Asset management operates differently across various utility sectors, but each depends on a clear strategy to keep infrastructure performing without costly surprises. Here are common utilities that need asset management.

Electric utility asset management

Electric utilities manage complex infrastructure with a high impact on daily life. Substations and transformers keep electricity accessible, while distribution networks and overhead lines deliver power to homes and businesses. Storage facilities and renewable energy assets are also important for supporting long-term sustainability. These systems are expensive to maintain and highly visible when they fail.

Software for electric and other utility asset management can identify infrastructure with the highest operational risk. It helps track condition and maintenance history to highlight equipment that needs immediate attention. This helps prioritize and plan upgrades in a way that improves reliability and safety. 

Waste utility asset management 

Waste management depends on both mobile and fixed assets. For example, collection fleets and bins provide day-to-day services across cities and neighborhoods, while transfer stations help manage volume and sorting.

Service quality is tied to predictable schedules and safe handling, so asset management keeps vehicles and other essential equipment running smoothly while supporting environmental and compliance standards.

Water utility asset management 

Water utilities rely on treatment plants and pumping systems to keep supply consistent and safe. Valves, reservoirs, and pipelines help control the water flow across networks. Behind the scenes, metering systems add visibility into demand and potential loss points. Managing water-related equipment provides a structure to monitor conditions and avoid infrastructure failures like leaks at a treatment plant.

Asset management helps you prioritize your maintenance list and protect water quality without disrupting services. It also supports long-term planning, like using phased upgrades instead of structural overhauls.

Gas utility asset management

Pipelines and pressure regulation systems make sure people reliably receive gas, while storage assets keep equipment safely stored. Customer meters also help companies track gas usage while maintaining consistent services.

The consequences of gas-related equipment failure can be severe. Asset management reduces risks, helping teams track the physical condition of infrastructure and plan replacements or repairs before problems escalate. This improves safety and ensures dependable service for customers.

5 best practices for utility asset management 

A utility asset management process doesn’t need to be overly technical to be effective. Here’s how you can make better decisions for your business.

1. Create a consistent structure for all your assets

Build a complete inventory that includes information on all your equipment, including:

  • Location of the asset
  • Age
  • Condition and maintenance history
  • Point of contact, who you can quickly reach out to when necessary

Standardize naming conventions so different teams record data consistently. Uniform categories make dashboards easier to read and reduce confusion. Updates should be part of the workflow after each inspection or replacement. Assigning a dedicated team to oversee data quality ensures accuracy and keeps asset information reliable.

2. Rank assets by priority and risk

Some assets will have a greater impact on services and public safety than others. Classify them by their potential impact if they fail. Use this ranking to decide how frequently you have inspections and regularly update maintenance backlogs to avoid confusion between team members. Then, add a budgeting column for each asset to keep costs transparent.

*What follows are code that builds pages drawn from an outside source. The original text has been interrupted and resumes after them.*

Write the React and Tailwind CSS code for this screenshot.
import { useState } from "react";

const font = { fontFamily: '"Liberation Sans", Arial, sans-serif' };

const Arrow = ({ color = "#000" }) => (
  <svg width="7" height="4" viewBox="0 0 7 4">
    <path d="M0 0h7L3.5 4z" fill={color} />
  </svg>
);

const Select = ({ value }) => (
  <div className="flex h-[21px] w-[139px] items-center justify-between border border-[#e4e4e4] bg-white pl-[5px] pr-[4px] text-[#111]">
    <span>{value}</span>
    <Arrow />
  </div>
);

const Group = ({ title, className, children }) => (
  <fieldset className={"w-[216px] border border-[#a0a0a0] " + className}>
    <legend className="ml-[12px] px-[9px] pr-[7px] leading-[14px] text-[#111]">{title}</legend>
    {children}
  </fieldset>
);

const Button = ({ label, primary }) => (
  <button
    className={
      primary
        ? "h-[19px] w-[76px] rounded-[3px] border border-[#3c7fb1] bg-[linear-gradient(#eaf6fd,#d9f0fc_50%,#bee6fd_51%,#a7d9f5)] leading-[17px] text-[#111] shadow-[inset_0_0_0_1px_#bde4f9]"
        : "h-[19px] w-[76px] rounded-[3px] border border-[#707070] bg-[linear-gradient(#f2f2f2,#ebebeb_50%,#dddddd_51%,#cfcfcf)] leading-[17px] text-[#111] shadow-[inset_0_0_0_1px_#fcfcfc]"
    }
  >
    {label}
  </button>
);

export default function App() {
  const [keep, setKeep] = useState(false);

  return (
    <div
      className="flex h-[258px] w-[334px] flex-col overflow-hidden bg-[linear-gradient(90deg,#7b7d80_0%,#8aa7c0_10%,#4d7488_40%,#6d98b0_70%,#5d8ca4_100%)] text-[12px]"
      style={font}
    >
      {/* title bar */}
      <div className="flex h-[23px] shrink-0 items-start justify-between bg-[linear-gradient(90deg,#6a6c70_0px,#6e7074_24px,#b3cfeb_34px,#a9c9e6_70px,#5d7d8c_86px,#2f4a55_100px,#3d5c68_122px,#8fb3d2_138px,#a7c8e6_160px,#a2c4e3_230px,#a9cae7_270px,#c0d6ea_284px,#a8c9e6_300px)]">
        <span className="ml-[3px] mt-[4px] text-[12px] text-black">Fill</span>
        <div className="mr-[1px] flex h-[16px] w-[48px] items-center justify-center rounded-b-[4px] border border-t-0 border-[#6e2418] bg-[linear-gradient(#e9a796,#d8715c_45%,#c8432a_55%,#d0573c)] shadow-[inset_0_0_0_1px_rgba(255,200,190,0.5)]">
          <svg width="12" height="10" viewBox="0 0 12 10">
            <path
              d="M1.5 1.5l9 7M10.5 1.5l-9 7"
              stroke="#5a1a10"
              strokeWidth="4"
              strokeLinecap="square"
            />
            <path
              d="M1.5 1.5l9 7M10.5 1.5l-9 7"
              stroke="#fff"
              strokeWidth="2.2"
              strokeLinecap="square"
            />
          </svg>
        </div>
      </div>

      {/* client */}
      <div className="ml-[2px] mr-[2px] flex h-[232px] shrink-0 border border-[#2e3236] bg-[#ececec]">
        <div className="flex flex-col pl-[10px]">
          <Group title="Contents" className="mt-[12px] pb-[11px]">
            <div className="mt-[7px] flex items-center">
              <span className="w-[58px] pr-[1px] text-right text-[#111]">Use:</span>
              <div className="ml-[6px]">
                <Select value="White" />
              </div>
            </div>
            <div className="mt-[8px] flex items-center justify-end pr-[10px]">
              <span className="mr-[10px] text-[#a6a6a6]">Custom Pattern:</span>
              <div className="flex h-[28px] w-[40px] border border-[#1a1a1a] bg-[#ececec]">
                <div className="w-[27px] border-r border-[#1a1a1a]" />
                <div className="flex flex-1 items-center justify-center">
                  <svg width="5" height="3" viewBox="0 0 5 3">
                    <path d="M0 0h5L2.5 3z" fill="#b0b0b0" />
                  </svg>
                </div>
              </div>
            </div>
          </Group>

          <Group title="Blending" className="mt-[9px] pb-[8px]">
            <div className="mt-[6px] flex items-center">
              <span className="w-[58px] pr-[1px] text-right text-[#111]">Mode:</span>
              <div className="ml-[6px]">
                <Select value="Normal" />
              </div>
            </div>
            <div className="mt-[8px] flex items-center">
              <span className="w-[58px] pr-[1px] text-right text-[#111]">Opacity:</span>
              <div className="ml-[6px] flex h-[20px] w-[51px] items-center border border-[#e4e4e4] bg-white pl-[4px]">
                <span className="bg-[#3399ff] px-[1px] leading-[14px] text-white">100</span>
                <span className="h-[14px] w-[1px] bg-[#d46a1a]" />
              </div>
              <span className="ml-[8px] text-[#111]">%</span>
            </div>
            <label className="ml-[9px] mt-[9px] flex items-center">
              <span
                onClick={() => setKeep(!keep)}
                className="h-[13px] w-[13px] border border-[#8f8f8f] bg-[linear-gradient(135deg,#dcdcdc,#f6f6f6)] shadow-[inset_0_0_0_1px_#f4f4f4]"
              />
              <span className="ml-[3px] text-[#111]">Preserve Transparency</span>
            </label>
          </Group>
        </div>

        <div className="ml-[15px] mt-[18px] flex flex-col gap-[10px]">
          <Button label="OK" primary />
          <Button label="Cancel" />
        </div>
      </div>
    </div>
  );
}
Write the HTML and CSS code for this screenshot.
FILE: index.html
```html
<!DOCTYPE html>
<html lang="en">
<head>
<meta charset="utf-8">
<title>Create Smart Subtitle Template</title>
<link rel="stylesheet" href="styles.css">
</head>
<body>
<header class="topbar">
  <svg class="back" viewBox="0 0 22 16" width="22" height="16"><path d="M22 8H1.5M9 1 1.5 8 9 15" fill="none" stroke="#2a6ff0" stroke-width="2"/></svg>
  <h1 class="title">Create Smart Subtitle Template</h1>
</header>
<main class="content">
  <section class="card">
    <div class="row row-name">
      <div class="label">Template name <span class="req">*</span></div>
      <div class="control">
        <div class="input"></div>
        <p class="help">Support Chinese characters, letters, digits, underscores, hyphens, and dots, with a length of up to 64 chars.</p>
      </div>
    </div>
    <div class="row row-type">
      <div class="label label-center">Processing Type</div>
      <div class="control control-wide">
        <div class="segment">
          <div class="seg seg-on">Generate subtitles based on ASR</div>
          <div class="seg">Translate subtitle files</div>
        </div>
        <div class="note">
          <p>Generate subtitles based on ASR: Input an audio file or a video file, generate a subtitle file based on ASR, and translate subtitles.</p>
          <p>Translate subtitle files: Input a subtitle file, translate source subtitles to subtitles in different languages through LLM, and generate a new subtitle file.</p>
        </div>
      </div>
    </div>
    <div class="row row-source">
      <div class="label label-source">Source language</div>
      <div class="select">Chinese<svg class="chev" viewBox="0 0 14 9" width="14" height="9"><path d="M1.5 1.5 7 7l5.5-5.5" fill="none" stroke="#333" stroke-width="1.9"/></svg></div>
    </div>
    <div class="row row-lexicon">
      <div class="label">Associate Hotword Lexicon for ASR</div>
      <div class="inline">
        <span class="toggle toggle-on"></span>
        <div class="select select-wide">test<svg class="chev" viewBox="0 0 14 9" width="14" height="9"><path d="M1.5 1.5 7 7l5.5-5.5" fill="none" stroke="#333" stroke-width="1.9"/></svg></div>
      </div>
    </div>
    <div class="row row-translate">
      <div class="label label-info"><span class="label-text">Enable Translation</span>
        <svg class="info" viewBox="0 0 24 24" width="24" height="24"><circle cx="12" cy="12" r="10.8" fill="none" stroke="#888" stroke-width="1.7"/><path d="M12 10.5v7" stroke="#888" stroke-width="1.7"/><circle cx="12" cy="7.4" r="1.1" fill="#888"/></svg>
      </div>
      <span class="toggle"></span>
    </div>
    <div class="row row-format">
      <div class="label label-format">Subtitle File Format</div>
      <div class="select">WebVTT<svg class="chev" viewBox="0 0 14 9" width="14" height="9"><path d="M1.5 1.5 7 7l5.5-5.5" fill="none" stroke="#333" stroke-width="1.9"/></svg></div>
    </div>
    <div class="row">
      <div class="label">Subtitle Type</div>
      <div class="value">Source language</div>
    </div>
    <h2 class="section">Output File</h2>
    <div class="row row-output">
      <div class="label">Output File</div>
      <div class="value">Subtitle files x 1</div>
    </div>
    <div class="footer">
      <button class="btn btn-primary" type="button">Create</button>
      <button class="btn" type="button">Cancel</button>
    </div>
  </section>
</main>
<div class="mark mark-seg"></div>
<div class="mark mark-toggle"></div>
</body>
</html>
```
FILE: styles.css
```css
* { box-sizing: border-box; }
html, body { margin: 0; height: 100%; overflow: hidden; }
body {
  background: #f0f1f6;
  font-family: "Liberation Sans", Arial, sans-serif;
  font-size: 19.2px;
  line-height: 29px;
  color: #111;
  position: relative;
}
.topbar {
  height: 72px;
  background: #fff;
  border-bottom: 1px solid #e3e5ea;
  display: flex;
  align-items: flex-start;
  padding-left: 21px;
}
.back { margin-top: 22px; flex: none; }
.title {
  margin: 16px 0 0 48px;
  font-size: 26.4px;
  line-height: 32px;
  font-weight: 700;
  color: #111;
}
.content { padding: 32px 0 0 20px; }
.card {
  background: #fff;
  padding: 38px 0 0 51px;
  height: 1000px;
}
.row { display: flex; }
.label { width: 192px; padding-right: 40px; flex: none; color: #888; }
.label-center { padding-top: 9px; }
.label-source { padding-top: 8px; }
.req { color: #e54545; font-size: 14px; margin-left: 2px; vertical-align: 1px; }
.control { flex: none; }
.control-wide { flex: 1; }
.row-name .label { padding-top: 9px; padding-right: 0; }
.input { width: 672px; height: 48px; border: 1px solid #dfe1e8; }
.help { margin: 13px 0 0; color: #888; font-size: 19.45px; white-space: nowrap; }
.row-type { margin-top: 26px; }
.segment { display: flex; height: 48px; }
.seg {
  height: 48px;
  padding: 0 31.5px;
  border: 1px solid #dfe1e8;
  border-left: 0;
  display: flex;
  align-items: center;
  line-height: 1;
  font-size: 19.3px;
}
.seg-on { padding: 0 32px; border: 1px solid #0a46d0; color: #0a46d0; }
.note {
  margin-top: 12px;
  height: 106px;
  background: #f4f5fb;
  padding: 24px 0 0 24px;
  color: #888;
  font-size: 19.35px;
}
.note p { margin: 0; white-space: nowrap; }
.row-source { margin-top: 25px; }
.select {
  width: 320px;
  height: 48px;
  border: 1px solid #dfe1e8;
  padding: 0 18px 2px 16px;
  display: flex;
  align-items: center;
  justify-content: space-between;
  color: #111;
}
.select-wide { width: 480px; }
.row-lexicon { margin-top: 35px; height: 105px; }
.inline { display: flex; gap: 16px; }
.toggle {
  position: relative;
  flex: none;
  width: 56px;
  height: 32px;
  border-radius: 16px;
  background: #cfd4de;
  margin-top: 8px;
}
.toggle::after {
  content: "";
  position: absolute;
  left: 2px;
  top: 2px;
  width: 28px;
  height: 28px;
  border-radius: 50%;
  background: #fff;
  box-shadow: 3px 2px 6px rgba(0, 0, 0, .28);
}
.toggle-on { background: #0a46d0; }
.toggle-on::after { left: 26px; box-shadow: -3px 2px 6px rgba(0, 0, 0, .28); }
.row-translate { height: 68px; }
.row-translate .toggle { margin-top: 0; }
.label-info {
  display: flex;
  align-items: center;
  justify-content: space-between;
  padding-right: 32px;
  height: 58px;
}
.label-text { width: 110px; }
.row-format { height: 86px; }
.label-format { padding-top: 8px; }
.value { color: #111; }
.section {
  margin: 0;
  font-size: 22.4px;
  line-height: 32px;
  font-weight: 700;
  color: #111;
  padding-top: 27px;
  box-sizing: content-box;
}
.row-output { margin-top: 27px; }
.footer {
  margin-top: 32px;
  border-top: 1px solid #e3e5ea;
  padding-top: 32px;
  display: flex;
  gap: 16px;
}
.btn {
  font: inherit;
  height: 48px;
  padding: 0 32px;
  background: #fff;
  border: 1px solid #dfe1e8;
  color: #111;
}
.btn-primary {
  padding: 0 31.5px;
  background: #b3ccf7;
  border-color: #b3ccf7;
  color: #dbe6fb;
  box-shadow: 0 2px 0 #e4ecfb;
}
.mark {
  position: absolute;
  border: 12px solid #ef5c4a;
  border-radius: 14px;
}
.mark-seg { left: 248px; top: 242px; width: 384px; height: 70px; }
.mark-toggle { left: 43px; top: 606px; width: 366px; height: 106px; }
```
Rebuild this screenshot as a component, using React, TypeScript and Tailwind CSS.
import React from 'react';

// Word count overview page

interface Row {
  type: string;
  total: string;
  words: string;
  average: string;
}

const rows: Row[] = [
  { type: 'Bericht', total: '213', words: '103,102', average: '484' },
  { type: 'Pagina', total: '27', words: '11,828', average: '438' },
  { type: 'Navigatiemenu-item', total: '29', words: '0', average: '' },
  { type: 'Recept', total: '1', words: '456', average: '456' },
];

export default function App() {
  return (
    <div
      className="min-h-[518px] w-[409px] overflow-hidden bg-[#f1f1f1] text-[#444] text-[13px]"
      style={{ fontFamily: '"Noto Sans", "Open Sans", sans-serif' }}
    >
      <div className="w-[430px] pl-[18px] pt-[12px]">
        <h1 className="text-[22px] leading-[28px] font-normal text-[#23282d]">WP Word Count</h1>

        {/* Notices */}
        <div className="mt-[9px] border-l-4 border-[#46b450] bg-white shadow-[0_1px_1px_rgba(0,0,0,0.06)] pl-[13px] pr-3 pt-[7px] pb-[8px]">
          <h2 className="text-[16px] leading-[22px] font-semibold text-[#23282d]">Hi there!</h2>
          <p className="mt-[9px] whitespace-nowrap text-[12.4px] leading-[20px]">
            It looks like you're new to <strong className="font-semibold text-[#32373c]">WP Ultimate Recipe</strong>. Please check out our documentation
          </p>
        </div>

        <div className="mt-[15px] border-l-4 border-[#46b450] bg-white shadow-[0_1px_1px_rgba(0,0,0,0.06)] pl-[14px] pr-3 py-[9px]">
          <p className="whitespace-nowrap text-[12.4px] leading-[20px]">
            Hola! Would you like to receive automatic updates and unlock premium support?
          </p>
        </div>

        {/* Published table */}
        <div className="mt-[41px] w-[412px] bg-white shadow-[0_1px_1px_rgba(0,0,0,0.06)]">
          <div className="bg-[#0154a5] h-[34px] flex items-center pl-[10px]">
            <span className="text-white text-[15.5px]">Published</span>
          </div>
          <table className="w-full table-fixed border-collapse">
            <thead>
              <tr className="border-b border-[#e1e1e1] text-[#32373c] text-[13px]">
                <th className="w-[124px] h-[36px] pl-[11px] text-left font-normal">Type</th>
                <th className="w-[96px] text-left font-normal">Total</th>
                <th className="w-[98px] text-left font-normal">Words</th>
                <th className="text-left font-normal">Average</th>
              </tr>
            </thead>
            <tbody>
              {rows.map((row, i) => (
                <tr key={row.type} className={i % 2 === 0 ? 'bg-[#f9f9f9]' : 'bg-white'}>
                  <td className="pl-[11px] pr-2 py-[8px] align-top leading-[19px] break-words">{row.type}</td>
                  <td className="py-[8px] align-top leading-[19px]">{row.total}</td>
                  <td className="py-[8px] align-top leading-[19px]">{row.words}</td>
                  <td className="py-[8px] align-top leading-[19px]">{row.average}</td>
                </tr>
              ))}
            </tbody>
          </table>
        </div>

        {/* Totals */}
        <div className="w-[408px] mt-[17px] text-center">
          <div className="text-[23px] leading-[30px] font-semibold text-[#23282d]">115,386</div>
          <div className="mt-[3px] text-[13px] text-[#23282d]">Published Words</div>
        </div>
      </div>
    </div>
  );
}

3. Move from reactive to condition-based maintenance

Scheduled maintenance is handy, but it can waste time on low-priority assets while potentially missing early warnings elsewhere. Predictive maintenance uses sensor data and field notes to identify issues early. You can also add defined triggers — like repeated faults on key metrics or abnormal pressure loads on specific parts — that automatically alert you and escalate an asset’s priority on the maintenance schedule.

4. Use dashboards to turn data into daily decisions

Track asset performance using centralized dashboards to improve efficiency and reliability. GIS platforms like Felt bring asset layers and operational KPIs onto a single platform to spot recurring geographic patterns and performance gaps faster than traditional spreadsheets. They streamline your inventory and maintenance activity into role-based views for operators and teams regularly checking dashboards. This helps speed up response times and ensures teams act quickly on emerging issues. 

5. Connect day-to-day operations to long-term planning

Asset management succeeds when short-term fixes and long-term investments support each other. To keep up with all your equipment without overwhelming human resources, review performance and condition trends quarterly, then update plans for refurbishment and replacement. When these trends are visible in a collaborative dashboard, it becomes easier to align operations and leadership around which regions or assets deserve attention.

Monitor demand and plan with precision using Felt

There are many ways to track utility assets, but the most effective approaches make performance easy to see, share, and act on. Felt’s utility asset management software brings clarity with live, interactive map dashboards that connect locations of your equipment with the operational signs that matter the most.

With Felt, you can track KPIs in real time with simple charts and visual summaries, watch patterns and trends evolve over time, and share a clear picture of changes across regions or networks. Felt’s dashboards also complement platforms like Tableau and Retool, so you can add visibility across teams without the extra work.

Explore Felt today and begin to improve your asset management workflows.

FAQ

How can GIS improve utility asset management efficiency?

GIS improves efficiency by putting asset data on a visual map. With Felt’s interactive dashboards, utility companies can coordinate work across various teams to track conditions, monitor distribution, and optimize service delivery. 

What are the five stages of asset management?

The five stages of asset management are: 

  1. Planning: Defines service goals and risk priorities.
  2. Acquisition: Adds new infrastructure.
  3. Operation: Covers daily use. 
  4. Maintenance: Focuses on condition and performance. 
  5. Renewal or disposal: Ensures assets are upgraded, replaced, or retired when they no longer deliver safe value.

Who uses EAM software?

Enterprise asset management (EAM) software supports utility operations and maintenance teams that handle physical infrastructure for their services. Asset planners, engineering leads, and field technicians also rely on it to coordinate inspections or repairs. Leadership and finance teams also use EAM software when planning long-term investment decisions, especially for new capital.